High trading volume: Scalping relies on frequent trades. A scalper may execute 50, 100, or even more trades in a single session.
Profit margin per trade: Profits per trade are typically very small, often a fraction of a percent. The strategy becomes profitable mainly through high volume.
Technical analysis as the primary tool: Scalpers depend on technical indicators such as moving averages, Relative Strength Index (RSI), Bollinger Bands, MACD, and Stochastic Oscillator to identify entry and exit points.
Market liquidity requirements: Scalping is most effective in highly liquid markets, allowing traders to enter and exit positions quickly without significantly impacting the price.
Advantages of Scalping
Scalping offers several practical benefits for traders:
Quick profits: Scalping enables immediate results within a very short timeframe, ideal for those seeking instant feedback from their trading decisions.

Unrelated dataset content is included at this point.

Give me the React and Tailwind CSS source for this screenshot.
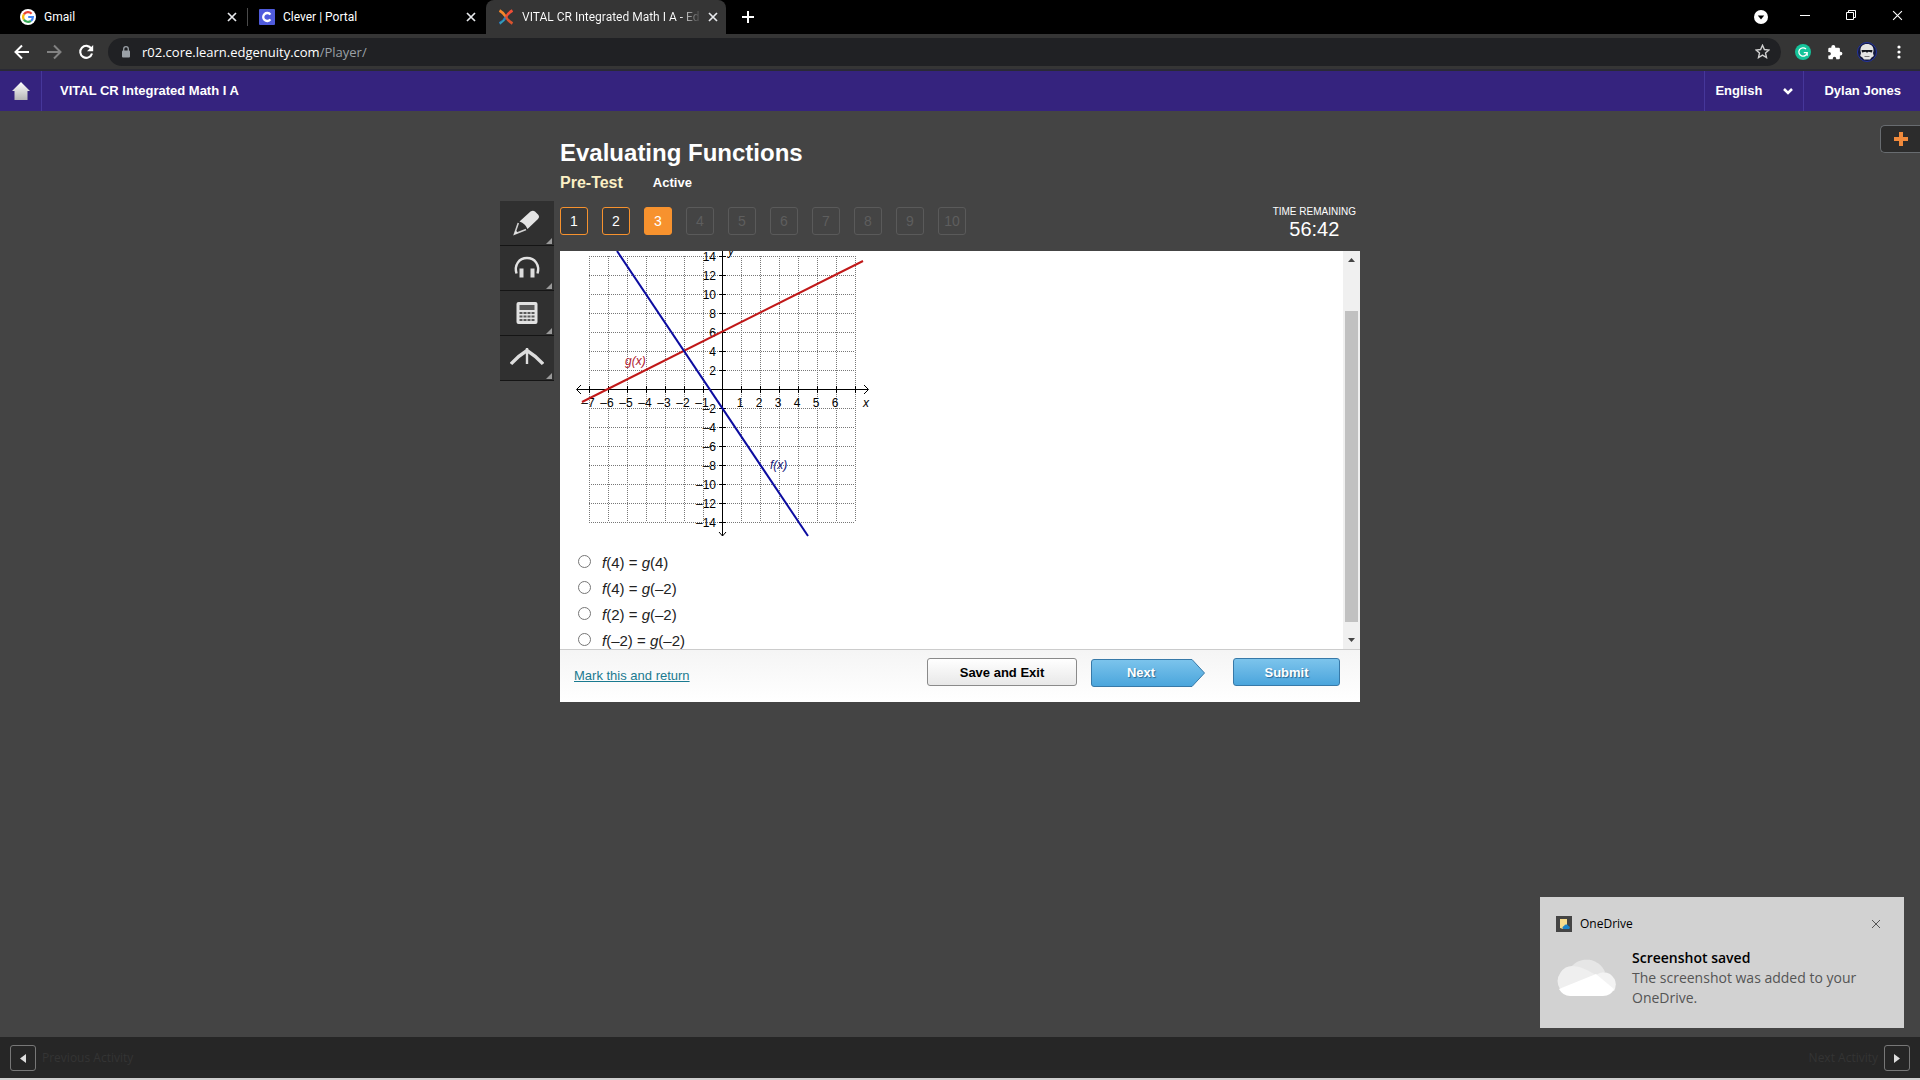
import React from 'react';

const questions = [1, 2, 3, 4, 5, 6, 7, 8, 9, 10];
const ticks = [-7, -6, -5, -4, -3, -2, -1, 0, 1, 2, 3, 4, 5, 6, 7];
const UNIT = 19;
const OX = 162;
const OY = 138;

const options = [
  { id: 'a', left: '(4)', right: '(4)' },
  { id: 'b', left: '(4)', right: '(–2)' },
  { id: 'c', left: '(2)', right: '(–2)' },
  { id: 'd', left: '(–2)', right: '(–2)' },
];

const CloseIcon = ({ className }) => (
  <svg className={className} viewBox="0 0 10 10" fill="none" stroke="currentColor">
    <path d="M1 1l8 8M9 1l-8 8" />
  </svg>
);

const GoogleIcon = () => (
  <svg className="size-4 shrink-0" viewBox="0 0 16 16" fill="none">
    <circle cx="8" cy="8" r="8" fill="#fff" />
    <g strokeWidth="2.2">
      <path d="M3.9 5.4A4.9 4.9 0 0 1 11.6 4.7" stroke="#ea4335" />
      <path d="M3.9 5.4A4.9 4.9 0 0 0 3.9 10.6" stroke="#fbbc05" />
      <path d="M3.9 10.6A4.9 4.9 0 0 0 11 11.8" stroke="#34a853" />
      <path d="M11 11.8A4.9 4.9 0 0 0 12.9 8H8.2" stroke="#4285f4" />
    </g>
  </svg>
);

const CleverIcon = () => (
  <svg className="size-4 shrink-0" viewBox="0 0 16 16" fill="none">
    <rect width="16" height="16" rx="1" fill="#4f5bdc" />
    <path d="M11.4 5.6A4 4 0 1 0 11.4 10.4" stroke="#fff" strokeWidth="2.3" />
  </svg>
);

const EdgenuityIcon = () => (
  <svg className="size-4 shrink-0" viewBox="0 0 16 16" fill="none" strokeWidth="2.6">
    <path d="M1.5 1.5Q6 4 8 8" stroke="#f6862a" />
    <path d="M14.5 1.5Q10 4 8 8" stroke="#f04e37" />
    <path d="M8 8Q6 12 1.5 14.5" stroke="#2a7fc0" />
    <path d="M8 8Q10 12 14.5 14.5" stroke="#d9532e" />
    <path d="M6 11Q4.500 13 2 14.500" stroke="#3bb3a9" strokeWidth="1" />
  </svg>
);

const TabClose = ({ label }) => (
  <button type="button" aria-label={label} className="ml-auto shrink-0 text-[#e8eaed]">
    <CloseIcon className="size-[10px] stroke-[1.7]" />
  </button>
);

const TabStrip = () => (
  <div className="flex h-[34px] bg-black text-white font-[Roboto,sans-serif] text-[12px] leading-4">
    <div className="flex w-[247px] items-center gap-2 pl-5 pr-[10px]">
      <GoogleIcon />
      <span>Gmail</span>
      <TabClose label="Close Gmail" />
    </div>
    <div className="my-2 w-px bg-[#4a4a4a]" />
    <div className="flex w-[238px] items-center gap-2 pl-[11px] pr-[10px]">
      <CleverIcon />
      <span>Clever | Portal</span>
      <TabClose label="Close Clever" />
    </div>
    <div className="flex w-[240px] items-center gap-2 rounded-t-lg bg-[#353535] pl-3 pr-[11px]">
      <EdgenuityIcon />
      <span className="whitespace-nowrap bg-linear-to-r from-white from-88% to-[#4a4a4a] bg-clip-text text-transparent">
        VITAL CR Integrated Math I A - Ed
      </span>
      <TabClose label="Close VITAL CR Integrated Math I A" />
    </div>
    <button type="button" aria-label="New tab" className="ml-4 self-center">
      <svg className="size-[12px]" viewBox="0 0 12 12" stroke="#fff" strokeWidth="2">
        <path d="M6 0v12M0 6h12" />
      </svg>
    </button>
    <div className="ml-auto flex items-center pb-1 pr-[17px]">
      <button type="button" aria-label="Search tabs" className="mt-1">
        <svg className="size-[14px]" viewBox="0 0 14 14">
          <circle cx="7" cy="7" r="7" fill="#fff" />
          <path d="M3.800 5.500h6.400L7 9.500z" fill="#000" />
        </svg>
      </button>
      <button type="button" aria-label="Minimize" className="ml-[32px]">
        <svg className="size-[10px]" viewBox="0 0 10 10" stroke="#fff">
          <path d="M0 5.500h10" />
        </svg>
      </button>
      <button type="button" aria-label="Restore" className="ml-[36px]">
        <svg className="size-[10px]" viewBox="0 0 10 10" fill="none" stroke="#fff">
          <path d="M.5 2.500h7v7h-7zM2.500 2.500v-2h7v7h-2" />
        </svg>
      </button>
      <button type="button" aria-label="Close window" className="ml-[36px] text-white">
        <CloseIcon className="size-[11px]" />
      </button>
    </div>
  </div>
);

const Toolbar = () => (
  <div className="flex h-[37px] items-center border-b-2 border-[#2a2a35] bg-[#353535] pl-[14px] pr-[19px]">
    <button type="button" aria-label="Back">
      <svg className="size-[16px]" viewBox="0 0 16 16" fill="none" stroke="#fff" strokeWidth="2">
        <path d="M15 8H2M8 1.500L1.500 8 8 14.500" />
      </svg>
    </button>
    <button type="button" aria-label="Forward" className="ml-4">
      <svg className="size-[16px]" viewBox="0 0 16 16" fill="none" stroke="#828282" strokeWidth="2">
        <path d="M1 8h13M8 1.500L14.500 8 8 14.500" />
      </svg>
    </button>
    <button type="button" aria-label="Reload" className="ml-4">
      <svg className="size-[16px]" viewBox="0 0 16 16" fill="none" stroke="#fff" strokeWidth="2.1">
        <path d="M13.300 4.600A6 6 0 1 0 14 9.500" />
        <path d="M15.200 1v6.300H9z" fill="#fff" stroke="none" />
      </svg>
    </button>
    <div className="ml-[14px] flex h-7 flex-1 items-center rounded-full bg-[#202124] pl-3 pr-[11px]">
      <svg className="size-[12px] shrink-0" viewBox="0 0 12 12" fill="none">
        <rect x="2" y="4.500" width="8" height="7" rx="1" fill="#9aa0a6" />
        <path d="M3.700 5V3a2.300 2.300 0 0 1 4.600 0v2" stroke="#9aa0a6" strokeWidth="1.300" />
      </svg>
      <p className="ml-[10px] text-[13px] leading-5 text-white">
        r02.core.learn.edgenuity.com<span className="text-[#9aa0a6]">/Player/</span>
      </p>
      <svg className="ml-auto size-[15px]" viewBox="0 0 15 15" fill="none" stroke="#d0d0d0" strokeWidth="1.400">
        <path d="M7.500 1.300l1.900 4.200 4.500.500-3.400 3 1 4.500-4-2.400-4 2.400 1-4.500-3.400-3 4.500-.500z" />
      </svg>
    </div>
    <svg className="ml-[14px] size-4" viewBox="0 0 16 16" fill="none">
      <circle cx="8" cy="8" r="8" fill="#15c39a" />
      <path d="M11 5A4.200 4.200 0 1 0 12.200 8.700H8.800M12.200 8.700v3" stroke="#fff" strokeWidth="1.300" />
    </svg>
    <svg className="ml-4 size-4" viewBox="0 0 16 16" fill="#fff">
      <path d="M6.300 1a2 2 0 0 1 2 2v.7h3.400a1.200 1.200 0 0 1 1.200 1.200V7.700h.6a1.900 1.900 0 0 1 0 3.800h-.6v2.600a1.200 1.200 0 0 1-1.200 1.200H9.200v-.9a1.700 1.700 0 0 0-3.400 0v.9H2.500a1.200 1.200 0 0 1-1.200-1.200v-2.700h.9a1.700 1.700 0 0 0 0-3.400h-.9V4.900a1.200 1.200 0 0 1 1.200-1.200h1.800V3a2 2 0 0 1 2-2z" />
    </svg>
    <svg className="ml-[14px] size-5" viewBox="0 0 20 20">
      <circle cx="10" cy="10" r="9.500" fill="#151a3c" stroke="#2333a0" />
      <path d="M3.500 9C3 4.500 6 2 10 2s7 2.500 6.500 7l-.5 2 .8 3-2.300 1.500-1.500 2H7l-1.500-2-2.300-1.500.8-3z" fill="#e4e4e4" />
      <path d="M4.500 8h11l-.5 2.500-3.500-.7-1.500 1-1.500-1-3.500.7z" fill="#15171f" />
      <path d="M7.500 14h5v1h-5z" fill="#777" />
    </svg>
    <svg className="ml-[20px] h-4 w-1" viewBox="0 0 4 16" fill="#fff">
      <circle cx="2" cy="3" r="1.600" />
      <circle cx="2" cy="8" r="1.600" />
      <circle cx="2" cy="13" r="1.600" />
    </svg>
  </div>
);

const CourseBar = () => (
  <header className="flex h-10 items-stretch bg-[#35237e] font-['Liberation_Sans',Arial,sans-serif] text-[13px] font-bold text-white">
    <a href="#home" aria-label="Home" className="flex w-[42px] items-center justify-center border-r border-[#46379a]">
      <svg className="h-[18px] w-[18px]" viewBox="0 0 18 18">
        <defs>
          <linearGradient id="home" x1="0" y1="0" x2="0" y2="1">
            <stop offset="0" stopColor="#fff" />
            <stop offset="1" stopColor="#b5b5b5" />
          </linearGradient>
        </defs>
        <path d="M9 0l9 9h-2.500v9h-13V9H0z" fill="url(#home)" />
      </svg>
    </a>
    <h1 className="flex items-center pl-[18px]">VITAL CR Integrated Math I A</h1>
    <label className="relative ml-auto flex items-center border-l border-[#46379a]">
      <select aria-label="Language" className="h-10 w-[98px] appearance-none bg-transparent pl-[10px]" defaultValue="English">
        <option>English</option>
      </select>
      <svg className="pointer-events-none absolute right-[10px] size-[10px]" viewBox="0 0 10 10" fill="none" stroke="#fff" strokeWidth="2.500">
        <path d="M1 3l4 4 4-4" />
      </svg>
    </label>
    <button type="button" className="border-l border-[#46379a] pl-5 pr-[19px] font-bold">Dylan Jones</button>
  </header>
);

const ToolButton = ({ label, children }) => (
  <button
    type="button"
    aria-label={label}
    className="relative flex h-[45px] w-[54px] items-center justify-center border-b border-[#151515] bg-[#303030]"
  >
    <svg className="h-[28px] w-[34px]" viewBox="0 0 34 28" fill="none">
      {children}
    </svg>
    <svg className="absolute bottom-px right-[2px] size-[6px]" viewBox="0 0 6 6" fill="#9a9a9a">
      <path d="M6 0v6H0z" />
    </svg>
  </button>
);

const Tools = () => (
  <aside className="mt-[90px] w-[60px] shrink-0">
    <ToolButton label="Highlighter">
      <path d="M9.500 12.500L20.500 2.500Q23 .8 25 2.500L28.500 6Q30 8 28 10L17.500 20Q15.500 14.500 9.500 12.500z" fill="#e4e4e4" />
      <path d="M8.300 14L4.500 25 16 20.500" stroke="#d0d0d0" strokeWidth="1.600" />
      <path d="M5.800 21.500L8 24l-4 1.500z" fill="#e4e4e4" />
    </ToolButton>
    <ToolButton label="Read aloud">
      <path d="M6.500 19.500C4 11 9 4 17 4s13 7 10.500 15.500" stroke="#e2e2e2" strokeWidth="2.400" />
      <path d="M9.500 14.500h4v9h-4zM20.500 14.500h4v9h-4z" fill="#dcdcdc" />
    </ToolButton>
    <ToolButton label="Calculator">
      <rect x="6.500" y="3" width="21" height="22" rx="2" fill="#e2e2e2" />
      <path d="M9.500 6h15v5h-15z" fill="#5a5a5a" />
      <path d="M9.500 14h15M9.500 17.500h15M9.500 21h15" stroke="#5a5a5a" strokeWidth="2" strokeDasharray="3 1" />
    </ToolButton>
    <ToolButton label="Reference sheet">
      <path d="M1 20Q8 12 17 6.500Q26 12 33 20" stroke="#ddd" strokeWidth="3.400" />
      <path d="M17 4v16" stroke="#ddd" strokeWidth="2.400" />
    </ToolButton>
  </aside>
);

const questionClass = (n) => {
  if (n === 3) return 'border-[#f7922e] bg-[#f7922e] text-white';
  if (n < 3) return 'border-[#f7922e] bg-[#3a3a3a] text-white';
  return 'border-[#5a5a5a] text-[#5e5e5e]';
};

const Graph = () => (
  <svg className="block h-[290px] w-[320px] font-['Liberation_Sans',Arial,sans-serif] text-[12px]" viewBox="0 0 320 290" fill="none" role="img" aria-label="Graph of f(x) and g(x)">
    {ticks.map((t) => (
      <g key={t}>
        <path d={`M${OX + t * UNIT + 0.5} 5V271M29 ${OY + t * UNIT + 0.5}H295`} stroke="#777" strokeDasharray="1 1" />
        <path d={`M${OX + t * UNIT + 0.5} 135v7M159 ${OY + t * UNIT + 0.5}h7`} stroke="#000" />
      </g>
    ))}
    <path d="M17 138.500H308M162.500 0V285" stroke="#000" />
    <path d="M21 134l-4.500 4.500 4.500 4.500M304 134l4.500 4.500-4.500 4.500M159 281l3.500 4 3.500-4" stroke="#000" />
    <g fill="#000" textAnchor="middle">
      {ticks.filter((t) => t !== 0 && t !== 7).map((t) => (
        <text key={t} x={OX + t * UNIT - 1} y="156">{t < 0 ? `–${-t}` : t}</text>
      ))}
    </g>
    <g fill="#000" textAnchor="end">
      {ticks.filter((t) => t !== 0).map((t) => (
        <text key={t} x="156" y={OY - t * UNIT + 5}>{t < 0 ? `–${-t * 2}` : t * 2}</text>
      ))}
    </g>
    <path d="M22 151L303 10" stroke="#c01818" strokeWidth="2" />
    <path d="M57 0L248 285" stroke="#0c0ca0" strokeWidth="2" />
    <g fontStyle="italic">
      <text x="168" y="4" fill="#000">y</text>
      <text x="303" y="156" fill="#000">x</text>
      <text x="65" y="114" fill="#b02030">g(x)</text>
      <text x="210" y="218" fill="#20207a">f(x)</text>
    </g>
  </svg>
);

const Scrollbar = () => (
  <div className="flex w-[17px] shrink-0 flex-col items-center bg-[#f0f0f0]">
    <svg className="mt-[6px] h-[5px] w-[7px]" viewBox="0 0 7 5" fill="#444">
      <path d="M0 5l3.500-4L7 5z" />
    </svg>
    <div className="mt-[49px] h-[311px] w-[13px] bg-[#c1c1c1]" />
    <svg className="mb-[6px] mt-auto h-[5px] w-[7px]" viewBox="0 0 7 5" fill="#444">
      <path d="M0 0l3.500 4L7 0z" />
    </svg>
  </div>
);

const Assessment = () => (
  <main className="w-[800px] shrink-0">
    <h2 className="mt-[26px] text-[24px] font-bold leading-8">Evaluating Functions</h2>
    <div className="mt-1 flex items-center gap-[30px] leading-5">
      <span className="text-[16px] font-bold text-[#fbf0c4]">Pre-Test</span>
      <span className="text-[13px] font-bold">Active</span>
    </div>
    <div className="mt-[14px] flex justify-between">
      <nav className="flex gap-[14px]">
        {questions.map((n) => (
          <button key={n} type="button" className={`h-7 w-7 rounded-[3px] border text-[14px] ${questionClass(n)}`}>
            {n}
          </button>
        ))}
      </nav>
      <div className="-mt-[2px] h-[46px] pr-1 text-center">
        <p className="text-[10px] leading-[14px]">TIME REMAINING</p>
        <p className="text-[20px] leading-5">56:42</p>
      </div>
    </div>
    <div className="bg-white text-[#222]">
      <div className="flex h-[398px]">
        <div className="flex-1 overflow-hidden">
          <Graph />
          <form className="pl-[18px] pt-[9px]">
            {options.map((o) => (
              <label key={o.id} className="flex h-[26px] items-center text-[15px]">
                <input type="radio" name="answer" value={o.id} className="mb-1 mr-[11px] size-[13px] appearance-none rounded-full border border-[#767676] bg-white" />
                <span><i>f</i>{o.left} = <i>g</i>{o.right}</span>
              </label>
            ))}
          </form>
        </div>
        <Scrollbar />
      </div>
      <div className="flex h-[53px] items-start border-t border-[#ccc] bg-linear-to-b from-[#f5f5f5] to-white px-5 pl-[14px] pt-2">
        <a href="#mark" className="mt-2 text-[13px] leading-5 text-[#1a7a90] underline">Mark this and return</a>
        <button type="button" className="ml-auto h-7 w-[150px] rounded-[3px] border border-[#8a8a8a] bg-linear-to-b from-white to-[#e8e8e8] pt-[2px] text-[13px] font-bold text-black">
          Save and Exit
        </button>
        <button type="button" className="relative ml-[14px] mt-px h-7 w-[114px] pr-[14px] text-[13px] font-bold text-white text-shadow-[1px_1px_1px_#2a6a95]">
          <svg className="absolute inset-0 size-full" viewBox="0 0 114 28">
            <defs>
              <linearGradient id="next" x1="0" y1="0" x2="0" y2="1">
                <stop offset="0" stopColor="#7cc4ec" />
                <stop offset="1" stopColor="#4aa5dc" />
              </linearGradient>
            </defs>
            <path d="M3 .5H101L113.500 14 101 27.500H3Q.5 27.500.5 25V3Q.5.5 3 .5z" fill="url(#next)" stroke="#3779a8" />
          </svg>
          <span className="relative">Next</span>
        </button>
        <button type="button" className="ml-[28px] h-7 w-[107px] rounded-[3px] border border-[#3779a8] bg-linear-to-b from-[#7cc4ec] to-[#4aa5dc] pt-[2px] text-[13px] font-bold text-white text-shadow-[1px_1px_1px_#2a6a95]">
          Submit
        </button>
      </div>
    </div>
  </main>
);

const Toast = () => (
  <div className="absolute bottom-[52px] right-4 h-[131px] w-[364px] bg-[#d2d2d2] px-4 pt-[18px] text-black">
    <div className="flex items-center gap-2 text-[12px] leading-[18px]">
      <svg className="size-4" viewBox="0 0 16 16">
        <rect width="16" height="16" fill="#444" />
        <path d="M4 3h7v9l-4 1-3-1z" fill="#f7dc8c" />
        <path d="M7 13a2 2 0 0 1 1-3 2.500 2.500 0 0 1 4.500 0 1.600 1.600 0 0 1 .5 3z" fill="#1b83c9" />
      </svg>
      <span>OneDrive</span>
      <button type="button" aria-label="Dismiss" className="ml-auto mr-[7px] text-[#555]">
        <CloseIcon className="size-[10px]" />
      </button>
    </div>
    <div className="mt-[15px] flex gap-4">
      <svg className="mt-[9px] h-[40px] w-[60px] shrink-0" viewBox="0 0 60 40">
        <path d="M15 10A20 20 0 0 1 49 15L36 21z" fill="#e6e6e6" />
        <path d="M4 32A15 15 0 0 1 20 9.500Q26 9.500 40 18L30 26z" fill="#efefef" />
        <path d="M40 18Q47 13 54 17Q63 24 58 34L48 32 36 22z" fill="#f3f3f3" />
        <path d="M3 32L40 17 58 32Q55 39 47 39H14Q7 39 3 32z" fill="#fff" />
      </svg>
      <div className="text-[14px] leading-5">
        <p className="font-semibold">Screenshot saved</p>
        <p className="text-[#555]">The screenshot was added to your OneDrive.</p>
      </div>
    </div>
  </div>
);

const ActivityBar = () => (
  <footer className="flex h-[43px] items-center justify-between border-b-2 border-[#d0d0d0] bg-[#262626] px-[10px] pt-px text-[12px] text-[#343434]">
    <button type="button" className="flex items-center gap-[6px]">
      <span className="flex size-[26px] items-center justify-center rounded-[3px] border border-[#777]">
        <svg className="h-[9px] w-[6px]" viewBox="0 0 6 9" fill="#ddd"><path d="M6 0v9L0 4.500z" /></svg>
      </span>
      Previous Activity
    </button>
    <button type="button" className="flex items-center gap-[6px]">
      Next Activity
      <span className="flex size-[26px] items-center justify-center rounded-[3px] border border-[#777]">
        <svg className="h-[9px] w-[6px]" viewBox="0 0 6 9" fill="#ddd"><path d="M0 0v9l6-4.500z" /></svg>
      </span>
    </button>
  </footer>
);

const App = () => {
  return (
    <div className="relative flex min-h-screen flex-col bg-[#444] font-['Open_Sans','Noto_Sans',sans-serif]">
      <TabStrip />
      <Toolbar />
      <CourseBar />
      <div className="relative flex-1 font-['Liberation_Sans',Arial,sans-serif] text-white">
        <div className="mx-auto flex w-[920px]">
          <Tools />
          <Assessment />
        </div>
        <button type="button" aria-label="Open notes" className="absolute right-0 top-[14px] flex h-7 w-10 items-center justify-center rounded-l-[5px] border border-r-0 border-[#686c70] bg-[#2c2c2c]">
          <svg className="size-[14px]" viewBox="0 0 14 14" stroke="#f08a3c" strokeWidth="4">
            <path d="M7 0v14M0 7h14" />
          </svg>
        </button>
      </div>
      <Toast />
      <ActivityBar />
    </div>
  );
};

export default App;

Avoid overnight risk: Since positions are not held overnight, scalpers completely avoid risks from unexpected market swings outside regular trading hours.
Multiple opportunities per day: Scalping provides numerous trading chances, especially in volatile or highly liquid markets.
Challenges of Scalping
Despite its advantages, scalping also involves practical difficulties:
Accumulated trading costs: Frequent trading leads to accumulating fees, commissions, and other costs. Scalpers need low-cost trading platforms to protect their profits.
High psychological pressure: Scalping demands constant focus, quick decision-making, and calmness under pressure. It can be mentally exhausting.
Investment in trading tools: Successful scalping often requires high-speed trading platforms, advanced chart analysis software, automated market scanners, and other tools—all of which incur costs.
Risk of overtrading: The pursuit of frequent opportunities can lead to overtrading, resulting in impulsive decisions and unnecessary losses.
Popular Scalping Methods
There are various approaches to executing scalping:
Breakout Strategy: Traders look for assets that break through key support or resistance levels and capitalize on subsequent upward movements.
Range Trading: Scalping within a price range by buying at support levels and selling at resistance levels to exploit the price difference.
Market Making: Involves placing simultaneous buy and sell orders around the current price to profit from bid-ask spreads.
Using Technical Indicators: Scalpers apply indicators like MACD, RSI, and Stochastic Oscillator to identify overbought or oversold conditions, then enter and exit trades accordingly.
Requirements for Successful Scalping
Not everyone is suited for scalping. Traders considering this strategy should have:
Strong technical analysis knowledge: Understanding chart patterns, indicators, and how they reflect market momentum.
Fast decision-making ability: Scalping is not for those who need time to think. You must identify opportunities and execute trades within seconds.
Access to high-quality trading platforms: Use platforms with fast execution speeds, low latency, and competitive fees.
Discipline in risk management: Set tight stop-loss orders, adhere to predetermined position sizes, and never exceed risk limits.
Conclusion: Is Scalping Right for You?
Scalping is a high-intensity trading strategy offering quick profit opportunities but also presenting significant challenges. Those interested in scalping need proper tools, high discipline, and thorough market knowledge.
While not suitable for everyone, scalping can become a valuable component of a trader’s toolkit for those willing to invest time, effort, and capital. By understanding its intricacies and practicing strong risk management, traders can leverage this strategy’s potential to achieve their financial goals.